Here's a slightly more interesting "program"
(*
* reverseargs.sml
*
* A little program that writes the command line arguments
* in reverse, to standard output. It is longer than necessary
* because it is a teaching example.
*)
(* Returns the reversal of a list. Warning: wheel reinvention. *)
fun reverse [] = []
| reverse (h :: t) = reverse t @ [h];
fun concat_space s = s ^ " ";
(* Prints each command line arg, suffixed with a space. *)
val _ =
let
val args = CommandLine.arguments()
in
map (print o concat_space) (reverse args);
print "\n"
end;
A "program" is a sequence of declarations. Declarations begin with:
• val declares a new value binding • fun declares a new function • type introduces a type abbreviation • datatype defines a new type with visible constructors • abstype defines a new type with hidden constructors • exception defines a new exception constructor • signature defines a new signature • structure defines a new structure • functor defines a new function • infix gives infix, left-associative status to an operator • infixr gives infix, right-associative status to an operator • nonfix declares an operator to be prefix • local makes a declaration that uses private local declarations • open allows all items in a structure to be used without qualification
Most program entities (types, exceptions, values, etc.) are defined in structures. For example, the structure Timer contains the type cpu_timer and the functions startCPUTimer and checkCPUTimer, among other things, so you need to write Timer.cpu_timer and Timer.checkCPUTimer, etc. But entities in the package General (which contains types like int, string, and real and functions like <=, not, and mod do not have to be qualified with the package name.
(*
* timerExample.sml
*
* Trivial example of timing.
*)
fun count(n) =
if (n > 0) then count(n - 1) else ();
val _ =
let
val t = Timer.startCPUTimer()
in
count(10000000);
print (Time.toString(#usr(Timer.checkCPUTimer(t))) ^ "\n")
end;
abstype and andalso as case do datatype else
end eqtype exception fn fun functor handle if
in include infix infixr let local nonfix of
op open orelse raise rec sharing sig signature
struct structure then type val where with withtype
while ( ) [ ] { } ,
: :> ; ... _ | = =>
-> #
Are either
But reserved words are excluded. And notice no mixing of alphanumeric and symbolic characters! You can't have the identifier |-o-|, though you can have |-*-|.

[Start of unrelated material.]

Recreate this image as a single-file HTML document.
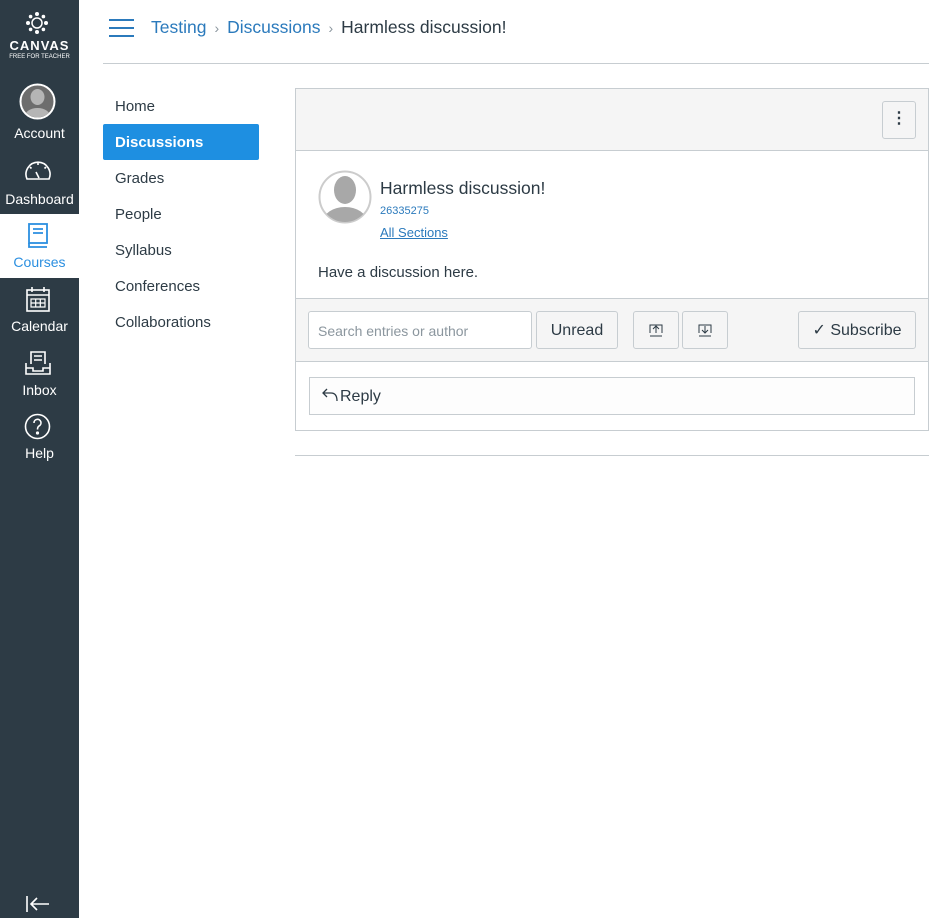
<!DOCTYPE html>
<html><head><meta charset="utf-8"><style>
*{box-sizing:border-box;margin:0;padding:0}
body{width:946px;height:918px;background:#fff;font-family:"Liberation Sans",sans-serif;color:#2d3b45;position:relative;overflow:hidden}
.side{position:absolute;left:0;top:0;width:79px;height:918px;background:#2d3b45;color:#fff}
.it{position:absolute;left:0;width:79px;text-align:center;font-size:14px}
.abs{position:absolute}
.nav a{position:absolute;left:103px;width:156px;height:36px;line-height:38px;padding-left:12px;font-size:15px;color:#2d3b45;text-decoration:none}
.btn{position:absolute;background:#f5f5f5;border:1px solid #c7cdd1;border-radius:3px;font-size:16px;color:#2d3b45;text-align:center}
</style></head><body>
<div class="side">
<svg class="abs" style="left:25px;top:11px" width="24" height="24" viewBox="0 0 24 24" fill="#fff"><circle cx="12" cy="3" r="2"/><circle cx="12" cy="21" r="2"/><circle cx="3" cy="12" r="2"/><circle cx="21" cy="12" r="2"/><circle cx="5.6" cy="5.6" r="1.8"/><circle cx="18.4" cy="5.6" r="1.8"/><circle cx="5.6" cy="18.4" r="1.8"/><circle cx="18.4" cy="18.4" r="1.8"/><circle cx="12" cy="12" r="5" fill="none" stroke="#fff" stroke-width="1.5"/></svg>
<div class="it" style="top:38px;font-size:13px;font-weight:bold;letter-spacing:1px">CANVAS</div>
<div class="it" style="top:54px;font-size:6px">FREE FOR TEACHER</div>
<svg class="abs" style="left:19px;top:83px" width="37" height="37" viewBox="0 0 37 37"><defs><clipPath id="a"><circle cx="18.5" cy="18.5" r="16"/></clipPath></defs><circle cx="18.5" cy="18.5" r="17" fill="#6d6d6d" stroke="#fff" stroke-width="2"/><g clip-path="url(#a)" fill="#b5b5b5"><ellipse cx="18.5" cy="14" rx="7" ry="8"/><ellipse cx="18.5" cy="34" rx="13" ry="9"/></g></svg>
<div class="it" style="top:125px">Account</div>
<svg class="abs" style="left:24px;top:158px" width="28" height="24" viewBox="0 0 28 24" fill="none" stroke="#fff" stroke-width="1.6"><path d="M3 21A12 12 0 1 1 25 21Z"/><path d="M14 5v2M6 9l1.5 1.5M22 9l-1.5 1.5"/><path d="M12 14l3 6"/></svg>
<div class="it" style="top:191px">Dashboard</div>
<div class="abs" style="left:0;top:214px;width:79px;height:64px;background:#fff"></div>
<svg class="abs" style="left:27px;top:223px" width="22" height="26" viewBox="0 0 22 26" fill="none" stroke="#2b8fe0" stroke-width="1.8"><rect x="2" y="1" width="18" height="19"/><path d="M2 20v4h18M6 6h10M6 10h10"/></svg>
<div class="it" style="top:254px;color:#2b8fe0">Courses</div>
<svg class="abs" style="left:26px;top:286px" width="24" height="26" viewBox="0 0 24 26" fill="none" stroke="#fff" stroke-width="1.6"><rect x="1" y="4" width="22" height="21"/><path d="M6 1v5M18 1v5M1 9h22"/><path d="M5 13h14v8H5zM9.7 13v8M14.3 13v8M5 17h14" stroke-width="1.2"/></svg>
<div class="it" style="top:318px">Calendar</div>
<svg class="abs" style="left:25px;top:350px" width="26" height="26" viewBox="0 0 26 26" fill="none" stroke="#fff" stroke-width="1.6"><path d="M6 14V2h14v12M9 6h8M9 10h8"/><path d="M1 13v11h24V13M1 18h7v3h10v-3h7"/></svg>
<div class="it" style="top:382px">Inbox</div>
<svg class="abs" style="left:24px;top:413px" width="27" height="27" viewBox="0 0 27 27" fill="none" stroke="#fff" stroke-width="1.6"><circle cx="13.5" cy="13.5" r="12"/><path d="M10 10a3.5 3.5 0 1 1 5 3c-1.5 1-1.5 2-1.5 3.5"/><circle cx="13.5" cy="20" r=".8" fill="#fff"/></svg>
<div class="it" style="top:445px">Help</div>
<svg class="abs" style="left:25px;top:895px" width="25" height="18" viewBox="0 0 25 18" fill="none" stroke="#fff" stroke-width="1.6"><path d="M2 1v16M24 9H6M12 3L6 9l6 6"/></svg>
</div>

<svg class="abs" style="left:109px;top:19px" width="25" height="18" viewBox="0 0 25 18" stroke="#2b7abc" stroke-width="2"><path d="M0 1h25M0 9h25M0 17h25"/></svg>
<div class="abs" style="left:151px;top:17px;font-size:17.5px;white-space:nowrap"><span style="color:#2b7abc">Testing</span><span style="color:#8b969e;font-size:14px;margin:0 8px">›</span><span style="color:#2b7abc">Discussions</span><span style="color:#8b969e;font-size:14px;margin:0 8px">›</span><span>Harmless discussion!</span></div>
<div class="abs" style="left:103px;top:63px;width:826px;height:1px;background:#c7cdd1"></div>

<div class="nav">
<a style="top:88px">Home</a>
<a style="top:124px;background:#1e8fe1;color:#fff;font-weight:bold;border-radius:2px">Discussions</a>
<a style="top:160px">Grades</a>
<a style="top:196px">People</a>
<a style="top:232px">Syllabus</a>
<a style="top:268px">Conferences</a>
<a style="top:304px">Collaborations</a>
</div>

<div class="abs" style="left:295px;top:88px;width:634px;height:343px;border:1px solid #c7cdd1"></div>
<div class="abs" style="left:296px;top:89px;width:632px;height:62px;background:#f5f5f5;border-bottom:1px solid #c7cdd1"></div>
<div class="btn" style="left:882px;top:101px;width:34px;height:38px;line-height:34px;font-weight:bold">⋮</div>
<svg class="abs" style="left:318px;top:170px" width="54" height="54" viewBox="0 0 54 54"><defs><clipPath id="c"><circle cx="27" cy="27" r="25"/></clipPath></defs><circle cx="27" cy="27" r="25.5" fill="#fff" stroke="#ccc" stroke-width="2"/><g clip-path="url(#c)" fill="#a8a8a8"><ellipse cx="27" cy="20" rx="11" ry="14"/><ellipse cx="27" cy="52" rx="22" ry="15"/></g></svg>
<div class="abs" style="left:380px;top:178px;font-size:17.5px">Harmless discussion!</div>
<div class="abs" style="left:380px;top:205px;font-size:11px;color:#2b7abc">26335275</div>
<div class="abs" style="left:380px;top:225px;font-size:13px;color:#2b7abc;text-decoration:underline">All Sections</div>
<div class="abs" style="left:318px;top:264px;font-size:15px">Have a discussion here.</div>

<div class="abs" style="left:296px;top:298px;width:632px;height:64px;background:#f5f5f5;border-top:1px solid #c7cdd1;border-bottom:1px solid #c7cdd1"></div>
<div class="abs" style="left:308px;top:311px;width:224px;height:38px;background:#fff;border:1px solid #c7cdd1;border-radius:3px;font-size:14px;color:#8b969e;line-height:38px;padding-left:9px">Search entries or author</div>
<div class="btn" style="left:536px;top:311px;width:82px;height:38px;line-height:38px">Unread</div>
<div class="btn" style="left:633px;top:311px;width:46px;height:38px"><svg style="margin-top:12px" width="14" height="13" viewBox="0 0 14 13" fill="none" stroke="#2d3b45"><path d="M1 12h12M7 9V2M4 5l3-3 3 3M1 9V1h12v8"/></svg></div>
<div class="btn" style="left:682px;top:311px;width:46px;height:38px"><svg style="margin-top:12px" width="14" height="13" viewBox="0 0 14 13" fill="none" stroke="#2d3b45"><path d="M1 12h12M7 2v7M4 6l3 3 3-3M1 9V1h12v8"/></svg></div>
<div class="btn" style="left:798px;top:311px;width:118px;height:38px;line-height:38px"><span style="font-size:16px">✓</span> Subscribe</div>

<div class="abs" style="left:309px;top:377px;width:606px;height:38px;border:1px solid #c7cdd1;background:#fdfdfd;font-size:16px;line-height:38px;padding-left:12px"><svg width="18" height="14" viewBox="0 0 18 14" fill="none" stroke="#2d3b45" stroke-width="1.3" style="vertical-align:-1px"><path d="M5 1L1 5l4 4M1 5h8c4 0 6 3 6 8"/></svg>Reply</div>

<div class="abs" style="left:295px;top:455px;width:634px;height:1px;background:#c7cdd1"></div>
</body></html>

Between (* and *) and they can nest!
Here are some of the types in Standard ML
| Name | Defined in | Examples |
|---|---|---|
| unit | General | () |
| bool | Bool, General | true false |
| int | General, Int | 0 ~4 999999 0xfa33bc ~0x1fcf5 |
| word | General, Word, Word8 | 0w0 0w4 0wx4ccab |
| real | General, Real, Math | 0.7 ~0.7 3.32E5 3E~7 ~3E~7 |
| char | Char, General | #"s" |
| string | General, String | "hello" |
| α -> β | the type of functions taking an argument of type α and returning a value of type β | fn x => x + 1 fn x => fn y => 1 - x / y |
| record types | a built-in type former | {name="Masha", age=25} {re=6.2, im=~3.0} {1=4, 2="d", 3=false} |
| α * β | abbreviation for records whose fields are numbers starting with 1 | (4, "d", false) |
| α list | General, List | nil 4::3::12::5::nil [4, 3, 12, 5] [ ] |
| α option | General, Option | SOME 2 NONE |
| exn | General (This is a special datatype because new constructors can be added at runtime) |
Div Fail "dunno" |
| α ref | General | ref 2 |
| α frag | General | QUOTE "hello" ANTIQUOTE 9 |
The type declaration does not make a new type, just a type abbreviation.
type intpair = int * int;
type person = {name: string, birthday: date, weight: real};
type simplefun = real -> real;
type text = string;
type intset = bool list;
type coin_flipping_results = bool list;
Here coin_flipping_results and intset are exactly the same type.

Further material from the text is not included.